Guillemette’s response signifies a shift in tone for Uber. The San Francisco–based ride-sharing firm, currently valued at $41 billion, is widely perceived to be cavalier toward local authorities. Uber’s strategy, like many major players in Silicon Valley’s white-hot sharing economy (Airbnb among them), has been to work quickly to establish itself in as many markets as possible and deal with legal pitfalls and red tape later.
So far, the game plan has worked.
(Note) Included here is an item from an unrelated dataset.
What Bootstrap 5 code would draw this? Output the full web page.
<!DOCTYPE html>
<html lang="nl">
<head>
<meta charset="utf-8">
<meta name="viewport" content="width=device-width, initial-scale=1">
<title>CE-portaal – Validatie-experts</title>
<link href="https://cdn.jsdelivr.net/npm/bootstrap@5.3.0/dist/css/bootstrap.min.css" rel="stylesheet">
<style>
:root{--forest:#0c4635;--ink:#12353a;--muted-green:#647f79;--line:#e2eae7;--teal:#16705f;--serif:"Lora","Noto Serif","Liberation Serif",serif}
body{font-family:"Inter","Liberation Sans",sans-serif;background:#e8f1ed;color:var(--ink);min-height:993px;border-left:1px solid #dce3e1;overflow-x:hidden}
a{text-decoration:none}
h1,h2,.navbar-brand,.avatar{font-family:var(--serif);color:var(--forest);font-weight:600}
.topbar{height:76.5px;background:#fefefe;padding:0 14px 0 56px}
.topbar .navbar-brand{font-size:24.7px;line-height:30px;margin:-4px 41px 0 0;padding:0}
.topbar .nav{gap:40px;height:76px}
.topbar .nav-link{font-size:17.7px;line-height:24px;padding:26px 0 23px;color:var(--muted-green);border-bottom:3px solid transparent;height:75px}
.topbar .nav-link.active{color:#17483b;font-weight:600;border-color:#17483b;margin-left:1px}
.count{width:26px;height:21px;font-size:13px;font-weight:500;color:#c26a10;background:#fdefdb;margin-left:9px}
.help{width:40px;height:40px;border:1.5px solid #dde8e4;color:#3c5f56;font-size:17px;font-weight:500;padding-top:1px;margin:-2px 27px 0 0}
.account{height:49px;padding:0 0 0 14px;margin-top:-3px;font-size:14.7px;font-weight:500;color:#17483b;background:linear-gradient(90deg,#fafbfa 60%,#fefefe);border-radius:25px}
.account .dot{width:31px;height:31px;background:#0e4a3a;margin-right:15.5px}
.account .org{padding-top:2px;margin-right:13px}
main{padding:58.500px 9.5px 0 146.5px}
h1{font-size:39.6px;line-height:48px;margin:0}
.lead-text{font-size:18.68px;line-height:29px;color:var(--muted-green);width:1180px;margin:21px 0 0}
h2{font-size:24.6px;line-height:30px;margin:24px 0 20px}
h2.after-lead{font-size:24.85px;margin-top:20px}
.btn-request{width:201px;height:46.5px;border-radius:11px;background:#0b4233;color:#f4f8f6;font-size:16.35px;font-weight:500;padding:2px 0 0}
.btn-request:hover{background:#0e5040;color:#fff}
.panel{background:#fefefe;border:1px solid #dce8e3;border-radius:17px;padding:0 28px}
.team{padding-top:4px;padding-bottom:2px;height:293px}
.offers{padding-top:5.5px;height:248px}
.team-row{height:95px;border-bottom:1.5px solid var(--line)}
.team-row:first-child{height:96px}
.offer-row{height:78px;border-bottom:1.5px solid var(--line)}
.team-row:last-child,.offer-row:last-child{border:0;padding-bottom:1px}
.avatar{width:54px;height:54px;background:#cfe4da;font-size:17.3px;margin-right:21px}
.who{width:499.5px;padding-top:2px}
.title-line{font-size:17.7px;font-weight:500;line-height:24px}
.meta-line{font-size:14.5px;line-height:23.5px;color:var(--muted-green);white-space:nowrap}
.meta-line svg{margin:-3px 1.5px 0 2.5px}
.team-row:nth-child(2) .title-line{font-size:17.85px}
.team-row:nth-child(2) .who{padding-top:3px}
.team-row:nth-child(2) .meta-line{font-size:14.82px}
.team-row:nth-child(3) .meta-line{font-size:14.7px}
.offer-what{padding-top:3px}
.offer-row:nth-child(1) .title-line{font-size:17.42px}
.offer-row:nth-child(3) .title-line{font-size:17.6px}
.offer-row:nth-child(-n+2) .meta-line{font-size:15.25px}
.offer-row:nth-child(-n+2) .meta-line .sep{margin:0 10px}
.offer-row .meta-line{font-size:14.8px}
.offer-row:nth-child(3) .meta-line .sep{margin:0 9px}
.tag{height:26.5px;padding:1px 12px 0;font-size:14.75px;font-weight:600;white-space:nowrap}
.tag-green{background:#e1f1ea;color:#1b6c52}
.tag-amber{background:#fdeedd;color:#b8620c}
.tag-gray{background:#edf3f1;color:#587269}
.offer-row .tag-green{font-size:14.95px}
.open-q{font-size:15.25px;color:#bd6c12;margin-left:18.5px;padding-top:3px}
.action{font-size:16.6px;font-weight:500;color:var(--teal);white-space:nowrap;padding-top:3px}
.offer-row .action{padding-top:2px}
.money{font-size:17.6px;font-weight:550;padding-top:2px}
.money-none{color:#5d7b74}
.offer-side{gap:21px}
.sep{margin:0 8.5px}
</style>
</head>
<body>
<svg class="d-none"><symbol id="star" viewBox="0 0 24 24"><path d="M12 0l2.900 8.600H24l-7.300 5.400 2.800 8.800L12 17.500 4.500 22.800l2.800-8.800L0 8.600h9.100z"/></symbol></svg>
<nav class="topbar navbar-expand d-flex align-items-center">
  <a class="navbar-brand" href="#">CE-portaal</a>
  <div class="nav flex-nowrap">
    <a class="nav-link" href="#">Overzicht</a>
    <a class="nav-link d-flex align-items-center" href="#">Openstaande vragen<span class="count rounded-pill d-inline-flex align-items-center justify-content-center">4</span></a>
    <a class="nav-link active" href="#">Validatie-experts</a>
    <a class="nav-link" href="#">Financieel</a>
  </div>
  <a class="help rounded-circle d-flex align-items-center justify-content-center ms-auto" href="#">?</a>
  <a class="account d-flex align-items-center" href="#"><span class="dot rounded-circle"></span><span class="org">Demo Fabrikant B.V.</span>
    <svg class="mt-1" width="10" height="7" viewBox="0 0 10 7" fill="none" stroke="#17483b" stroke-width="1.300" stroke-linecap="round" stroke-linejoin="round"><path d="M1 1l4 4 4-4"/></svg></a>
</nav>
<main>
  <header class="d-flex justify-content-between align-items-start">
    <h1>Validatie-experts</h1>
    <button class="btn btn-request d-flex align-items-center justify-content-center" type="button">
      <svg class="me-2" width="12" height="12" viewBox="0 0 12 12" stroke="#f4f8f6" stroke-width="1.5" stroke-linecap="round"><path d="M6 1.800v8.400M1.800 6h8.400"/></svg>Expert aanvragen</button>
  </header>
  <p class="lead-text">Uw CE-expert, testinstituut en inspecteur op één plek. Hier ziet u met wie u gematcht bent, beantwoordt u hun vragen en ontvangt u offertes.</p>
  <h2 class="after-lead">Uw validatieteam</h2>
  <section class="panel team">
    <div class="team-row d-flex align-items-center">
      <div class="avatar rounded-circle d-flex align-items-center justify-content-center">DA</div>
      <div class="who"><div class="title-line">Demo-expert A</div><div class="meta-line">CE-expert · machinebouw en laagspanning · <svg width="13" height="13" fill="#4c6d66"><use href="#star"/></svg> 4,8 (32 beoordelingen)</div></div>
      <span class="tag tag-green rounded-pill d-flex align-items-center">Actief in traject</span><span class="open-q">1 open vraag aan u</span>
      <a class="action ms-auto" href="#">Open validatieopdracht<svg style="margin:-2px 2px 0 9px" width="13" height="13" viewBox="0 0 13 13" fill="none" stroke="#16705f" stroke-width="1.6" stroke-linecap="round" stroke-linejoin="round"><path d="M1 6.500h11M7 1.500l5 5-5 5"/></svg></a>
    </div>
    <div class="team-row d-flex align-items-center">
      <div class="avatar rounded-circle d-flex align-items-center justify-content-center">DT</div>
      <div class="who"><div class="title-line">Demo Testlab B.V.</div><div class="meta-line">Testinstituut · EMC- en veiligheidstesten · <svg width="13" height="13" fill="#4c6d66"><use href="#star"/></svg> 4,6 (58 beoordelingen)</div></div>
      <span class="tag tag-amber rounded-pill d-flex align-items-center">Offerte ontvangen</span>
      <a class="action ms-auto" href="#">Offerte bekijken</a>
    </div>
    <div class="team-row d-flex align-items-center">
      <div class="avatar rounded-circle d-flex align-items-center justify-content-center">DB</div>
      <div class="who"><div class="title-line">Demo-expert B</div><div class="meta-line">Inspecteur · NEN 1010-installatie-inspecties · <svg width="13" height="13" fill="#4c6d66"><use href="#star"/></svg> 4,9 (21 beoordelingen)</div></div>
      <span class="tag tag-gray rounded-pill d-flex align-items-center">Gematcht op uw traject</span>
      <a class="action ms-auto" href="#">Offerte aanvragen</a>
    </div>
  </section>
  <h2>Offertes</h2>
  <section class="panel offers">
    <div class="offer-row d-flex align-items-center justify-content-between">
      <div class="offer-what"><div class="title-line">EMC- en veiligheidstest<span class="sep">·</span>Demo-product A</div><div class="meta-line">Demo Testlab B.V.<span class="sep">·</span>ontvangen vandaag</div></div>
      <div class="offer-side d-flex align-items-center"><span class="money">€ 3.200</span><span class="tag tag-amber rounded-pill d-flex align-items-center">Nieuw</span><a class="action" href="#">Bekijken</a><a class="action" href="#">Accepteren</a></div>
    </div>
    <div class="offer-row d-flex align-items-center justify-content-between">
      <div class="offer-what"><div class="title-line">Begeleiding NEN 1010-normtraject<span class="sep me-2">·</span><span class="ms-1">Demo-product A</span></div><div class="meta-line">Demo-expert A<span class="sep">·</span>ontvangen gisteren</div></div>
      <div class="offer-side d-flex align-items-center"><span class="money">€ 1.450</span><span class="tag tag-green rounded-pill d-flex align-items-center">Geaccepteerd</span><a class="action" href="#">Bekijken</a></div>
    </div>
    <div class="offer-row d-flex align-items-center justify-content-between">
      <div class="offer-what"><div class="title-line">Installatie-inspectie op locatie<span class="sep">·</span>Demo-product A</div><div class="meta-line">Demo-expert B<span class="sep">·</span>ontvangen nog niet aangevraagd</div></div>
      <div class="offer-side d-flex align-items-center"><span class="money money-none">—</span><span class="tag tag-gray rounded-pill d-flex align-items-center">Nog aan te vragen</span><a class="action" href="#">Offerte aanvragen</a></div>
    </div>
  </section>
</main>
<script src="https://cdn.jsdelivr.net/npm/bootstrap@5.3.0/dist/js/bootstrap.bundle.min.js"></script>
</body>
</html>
Despite objections from industry rivals and local governments—who allege that Uber’s reliance on non-professional cab drivers to shuttle passengers is both unfair and illegal—public demand for Uber’s services is strong and continues to grow.
But Guillemette’s comments suggest the stress of cracking the Montreal market may be getting to him. It’s not just the city’s licensed cab drivers who have declared war on UberX. Last October, just hours after UberX launched in the City of Saints, Mayor Denis Coderre declared the service illegal. In May, Uber’s offices in Montreal were subjected to raids by Revenue Quebec, which said it has reason to believe the company has broken the province’s tax laws. Meanwhile, 40 cars used by Uber contractors have been impounded since the beginning of the year for operating without a licence.
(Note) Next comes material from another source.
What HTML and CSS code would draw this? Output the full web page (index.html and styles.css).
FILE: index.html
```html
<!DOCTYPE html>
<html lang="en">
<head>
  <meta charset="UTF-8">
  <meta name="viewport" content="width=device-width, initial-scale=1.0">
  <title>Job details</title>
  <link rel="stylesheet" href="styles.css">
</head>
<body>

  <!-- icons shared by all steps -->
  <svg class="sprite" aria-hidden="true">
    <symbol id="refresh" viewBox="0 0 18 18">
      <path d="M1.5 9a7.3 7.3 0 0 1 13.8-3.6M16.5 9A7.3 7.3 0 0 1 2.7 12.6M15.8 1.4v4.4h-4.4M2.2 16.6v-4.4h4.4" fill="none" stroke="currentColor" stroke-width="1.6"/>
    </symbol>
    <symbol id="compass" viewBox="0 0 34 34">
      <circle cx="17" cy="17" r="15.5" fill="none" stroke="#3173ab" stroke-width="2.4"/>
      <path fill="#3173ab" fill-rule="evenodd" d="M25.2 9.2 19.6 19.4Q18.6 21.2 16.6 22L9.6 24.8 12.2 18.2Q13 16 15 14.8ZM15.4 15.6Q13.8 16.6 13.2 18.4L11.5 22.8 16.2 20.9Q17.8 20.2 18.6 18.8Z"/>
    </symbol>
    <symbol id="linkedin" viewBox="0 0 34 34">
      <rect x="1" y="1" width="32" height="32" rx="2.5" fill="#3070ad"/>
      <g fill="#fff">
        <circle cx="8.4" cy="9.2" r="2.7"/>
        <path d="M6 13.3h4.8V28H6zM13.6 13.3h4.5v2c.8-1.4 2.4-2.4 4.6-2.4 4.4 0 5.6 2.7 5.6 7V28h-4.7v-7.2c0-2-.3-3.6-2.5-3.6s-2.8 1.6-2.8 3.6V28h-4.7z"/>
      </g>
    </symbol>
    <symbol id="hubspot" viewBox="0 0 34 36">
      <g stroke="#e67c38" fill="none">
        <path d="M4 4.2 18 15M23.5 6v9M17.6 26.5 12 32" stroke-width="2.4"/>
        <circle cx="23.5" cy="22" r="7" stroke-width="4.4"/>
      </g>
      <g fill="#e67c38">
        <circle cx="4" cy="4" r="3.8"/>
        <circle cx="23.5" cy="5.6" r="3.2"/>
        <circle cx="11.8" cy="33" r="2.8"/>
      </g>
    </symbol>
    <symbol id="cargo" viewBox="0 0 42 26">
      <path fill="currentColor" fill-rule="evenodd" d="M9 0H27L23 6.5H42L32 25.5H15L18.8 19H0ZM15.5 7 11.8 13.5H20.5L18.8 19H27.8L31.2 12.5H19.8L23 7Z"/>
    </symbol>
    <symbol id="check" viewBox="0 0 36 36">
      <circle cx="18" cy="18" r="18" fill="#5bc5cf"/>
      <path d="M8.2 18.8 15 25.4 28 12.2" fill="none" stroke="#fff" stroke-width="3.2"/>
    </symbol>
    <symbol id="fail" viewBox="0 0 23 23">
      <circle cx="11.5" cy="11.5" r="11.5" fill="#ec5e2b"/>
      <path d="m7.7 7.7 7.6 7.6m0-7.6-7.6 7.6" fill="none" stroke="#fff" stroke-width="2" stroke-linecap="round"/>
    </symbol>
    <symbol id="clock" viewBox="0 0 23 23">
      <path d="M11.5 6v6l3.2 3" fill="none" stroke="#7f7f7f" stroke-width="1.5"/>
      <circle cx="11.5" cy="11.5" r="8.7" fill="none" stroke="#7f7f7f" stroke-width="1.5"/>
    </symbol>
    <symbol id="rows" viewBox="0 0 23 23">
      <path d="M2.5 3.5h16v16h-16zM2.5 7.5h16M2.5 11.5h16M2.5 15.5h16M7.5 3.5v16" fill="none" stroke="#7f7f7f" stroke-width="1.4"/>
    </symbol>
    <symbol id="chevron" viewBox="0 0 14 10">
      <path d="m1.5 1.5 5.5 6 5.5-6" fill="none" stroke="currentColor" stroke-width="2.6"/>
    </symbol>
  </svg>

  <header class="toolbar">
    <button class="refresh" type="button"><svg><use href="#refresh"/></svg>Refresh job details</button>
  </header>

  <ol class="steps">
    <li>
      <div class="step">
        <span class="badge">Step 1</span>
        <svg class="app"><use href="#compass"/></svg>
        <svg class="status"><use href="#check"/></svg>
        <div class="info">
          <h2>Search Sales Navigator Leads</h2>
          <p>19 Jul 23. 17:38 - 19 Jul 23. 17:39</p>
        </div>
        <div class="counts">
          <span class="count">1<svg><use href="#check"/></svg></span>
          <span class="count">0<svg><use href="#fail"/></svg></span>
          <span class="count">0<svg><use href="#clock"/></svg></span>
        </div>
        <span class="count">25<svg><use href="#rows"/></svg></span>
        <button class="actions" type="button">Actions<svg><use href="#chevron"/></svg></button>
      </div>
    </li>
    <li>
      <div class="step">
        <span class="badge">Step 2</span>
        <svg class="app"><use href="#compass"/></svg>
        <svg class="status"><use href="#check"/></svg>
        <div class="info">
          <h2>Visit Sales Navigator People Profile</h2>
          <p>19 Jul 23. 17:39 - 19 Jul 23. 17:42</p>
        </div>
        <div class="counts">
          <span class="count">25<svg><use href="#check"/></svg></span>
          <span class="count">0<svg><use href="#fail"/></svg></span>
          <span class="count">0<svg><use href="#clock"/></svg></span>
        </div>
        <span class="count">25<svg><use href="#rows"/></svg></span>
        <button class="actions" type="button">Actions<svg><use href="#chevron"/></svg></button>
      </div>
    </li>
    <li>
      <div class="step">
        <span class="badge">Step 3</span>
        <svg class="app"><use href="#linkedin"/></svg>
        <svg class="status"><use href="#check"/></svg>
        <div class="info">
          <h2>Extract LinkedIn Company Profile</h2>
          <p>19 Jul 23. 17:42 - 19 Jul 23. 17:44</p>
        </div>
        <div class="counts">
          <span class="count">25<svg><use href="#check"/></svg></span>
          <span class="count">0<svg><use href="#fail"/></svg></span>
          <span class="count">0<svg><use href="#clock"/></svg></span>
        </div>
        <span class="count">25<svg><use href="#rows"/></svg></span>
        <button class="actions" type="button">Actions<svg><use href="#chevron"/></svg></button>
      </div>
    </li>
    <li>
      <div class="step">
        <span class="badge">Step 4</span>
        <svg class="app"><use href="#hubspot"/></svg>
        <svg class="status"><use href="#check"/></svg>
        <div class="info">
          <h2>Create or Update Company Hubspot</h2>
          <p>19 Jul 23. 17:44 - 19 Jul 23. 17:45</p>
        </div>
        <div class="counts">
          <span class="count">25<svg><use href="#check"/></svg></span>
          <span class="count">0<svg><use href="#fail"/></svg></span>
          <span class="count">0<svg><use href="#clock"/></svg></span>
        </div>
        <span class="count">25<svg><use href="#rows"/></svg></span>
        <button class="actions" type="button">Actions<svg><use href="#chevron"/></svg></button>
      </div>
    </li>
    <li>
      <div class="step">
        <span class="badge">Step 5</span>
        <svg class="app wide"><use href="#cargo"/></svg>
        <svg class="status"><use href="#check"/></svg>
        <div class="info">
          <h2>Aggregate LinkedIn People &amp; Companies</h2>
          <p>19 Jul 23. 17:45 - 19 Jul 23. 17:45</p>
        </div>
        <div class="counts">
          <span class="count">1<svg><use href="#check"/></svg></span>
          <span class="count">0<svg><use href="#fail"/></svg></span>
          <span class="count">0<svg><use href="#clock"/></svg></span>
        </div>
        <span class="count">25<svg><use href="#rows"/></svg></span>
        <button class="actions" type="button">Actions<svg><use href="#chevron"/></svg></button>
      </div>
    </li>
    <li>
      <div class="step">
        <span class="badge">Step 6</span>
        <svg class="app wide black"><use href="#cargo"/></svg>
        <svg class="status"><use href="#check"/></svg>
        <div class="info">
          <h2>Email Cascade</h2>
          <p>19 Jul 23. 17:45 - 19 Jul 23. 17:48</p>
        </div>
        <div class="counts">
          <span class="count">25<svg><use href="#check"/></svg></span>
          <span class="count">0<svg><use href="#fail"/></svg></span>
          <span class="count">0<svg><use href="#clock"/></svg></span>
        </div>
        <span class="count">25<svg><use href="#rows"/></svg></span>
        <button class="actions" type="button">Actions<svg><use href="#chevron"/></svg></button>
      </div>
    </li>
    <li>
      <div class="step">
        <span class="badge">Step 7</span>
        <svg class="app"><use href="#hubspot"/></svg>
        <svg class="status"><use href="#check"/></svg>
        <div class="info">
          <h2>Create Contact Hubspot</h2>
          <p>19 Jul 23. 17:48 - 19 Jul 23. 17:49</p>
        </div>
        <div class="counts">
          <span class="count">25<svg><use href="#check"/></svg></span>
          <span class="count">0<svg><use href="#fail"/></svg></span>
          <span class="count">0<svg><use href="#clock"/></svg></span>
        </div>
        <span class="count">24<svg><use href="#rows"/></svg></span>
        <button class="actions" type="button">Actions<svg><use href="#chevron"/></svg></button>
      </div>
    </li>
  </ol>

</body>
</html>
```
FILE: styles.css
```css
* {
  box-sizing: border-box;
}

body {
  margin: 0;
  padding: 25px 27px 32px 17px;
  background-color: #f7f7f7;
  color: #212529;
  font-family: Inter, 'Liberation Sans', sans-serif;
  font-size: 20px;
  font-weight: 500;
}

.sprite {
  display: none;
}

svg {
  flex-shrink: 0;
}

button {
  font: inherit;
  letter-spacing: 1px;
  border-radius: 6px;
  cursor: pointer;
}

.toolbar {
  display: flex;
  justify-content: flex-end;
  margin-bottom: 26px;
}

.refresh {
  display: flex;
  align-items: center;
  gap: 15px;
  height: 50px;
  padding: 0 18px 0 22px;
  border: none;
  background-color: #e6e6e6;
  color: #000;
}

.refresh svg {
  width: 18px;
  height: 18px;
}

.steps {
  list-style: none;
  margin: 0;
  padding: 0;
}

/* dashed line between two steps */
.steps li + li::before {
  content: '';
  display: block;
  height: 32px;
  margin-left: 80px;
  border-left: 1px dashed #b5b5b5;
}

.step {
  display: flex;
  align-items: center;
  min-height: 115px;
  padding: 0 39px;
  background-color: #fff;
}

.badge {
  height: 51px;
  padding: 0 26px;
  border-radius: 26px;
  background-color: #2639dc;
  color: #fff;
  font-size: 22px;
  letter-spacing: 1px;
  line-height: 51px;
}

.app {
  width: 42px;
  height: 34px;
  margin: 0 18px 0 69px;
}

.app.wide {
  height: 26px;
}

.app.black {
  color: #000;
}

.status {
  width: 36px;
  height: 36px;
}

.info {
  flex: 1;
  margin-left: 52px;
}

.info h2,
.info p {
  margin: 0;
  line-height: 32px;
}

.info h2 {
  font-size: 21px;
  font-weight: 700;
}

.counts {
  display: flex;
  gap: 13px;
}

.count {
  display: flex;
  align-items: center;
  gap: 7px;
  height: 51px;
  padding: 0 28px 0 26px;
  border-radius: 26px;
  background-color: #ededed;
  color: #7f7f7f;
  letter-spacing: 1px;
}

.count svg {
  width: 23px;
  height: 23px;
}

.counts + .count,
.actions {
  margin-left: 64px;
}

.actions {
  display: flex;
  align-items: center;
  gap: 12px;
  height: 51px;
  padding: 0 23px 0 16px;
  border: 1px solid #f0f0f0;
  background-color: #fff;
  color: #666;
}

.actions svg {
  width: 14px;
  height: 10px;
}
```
While it’s true that Uber has done a pitiful job of engaging the governments in charge of regulating local taxi regimes—by and large, that’s been a key part of the company’s strategy—it’s time Uber learned to play nice with the cities it hopes to conquer. There are ways Uber can make itself more palatable to local governments.
“Any time you’re a disrupter like Uber, you can’t really avoid some level of controversy,” says Peter Landry, principal at Enterprise Canada, a public affairs firm that specializes in government and public relations. When entering a new region, he says, it’s important to prime the political market and regulators. “You have to meet an objective that they also hold. When I observe Uber from a distance, it’s almost like someone who’s on a date but only talking about themselves. Usually, when you’re doing this, political leaders are thinking, What problem are you solving for me?” In other words, we know what’s in it for Uber. But what’s in it for the city of Montreal?
In making its case to cities, Uber can start by better explaining the benefits it can bring to municipalities, says Jui Ramaprasad, a professor of information systems at McGill University’s Desautels faculty of management. She theorizes that Uber could broker a data-sharing partnership with the Montreal, as a condition for allowing it to operate. In addition to billing and contact information, Uber collects vast quantities of geo-location data, logging each and every trip a customer takes. Ramaprasad thinks it’s data that could help guide decisions around improvements to Montreal’s rapidly aging infrastructure. “By trying to stifle this type of innovation, it may be taking away benefits of this technology,” she says.
That said, the real muscle behind the pushback stems from disenfranchised cab operators, who must comply with a complex web of regulations and shell out for insurance, vehicle maintenance and exorbitant licence fees: In Montreal, cab drivers pay around $200,000 for a taxi medallion. They argue that Uber should be classified as a taxi service (it isn’t currently) and forced to comply with the same regulations. Cab drivers believe, not without reason, that Uber undercuts their ability to make a living.
That may be of little concern to Montrealers when the UberX app offers a more convenient way of hailing and paying for a ride (payments are handled through the app). On the public front, Uber has been a marketing success, with recent publicity stunts including the rollout of deluxe delivery services for gourmet lunches, ice cream and even puppies.
Recently, Uber has shown it is ready to start making some concessions and has applied for taxi licenses in both Montreal and Toronto (for its taxi service but not for UberX, which allows any car owner to moonlight as an Uber driver). It can do more. According to a study published in the University of Chicago Law Review, companies like Uber could be more proactive and offer solutions to concerns like whether cars are roadworthy, drivers are rigorously vetted or customer data kept secure. The study suggests the formation of brand new self-regulatory organizations to oversee third-party apps, which would at least quiet some of the complaints of regulators.
Meanwhile, UberX contractors such as Wu continue to take their chances despite the regulatory grey zone and pick up fares, often to supplement another income. At the end of Radio-Canada’s video clip, Kattoua is seen extending his hand to Alain Rochon, the head of the taxi bureau, but the gesture is rebuffed.
It seems the city of Montreal, too, knows which way the winds are blowing in this fight.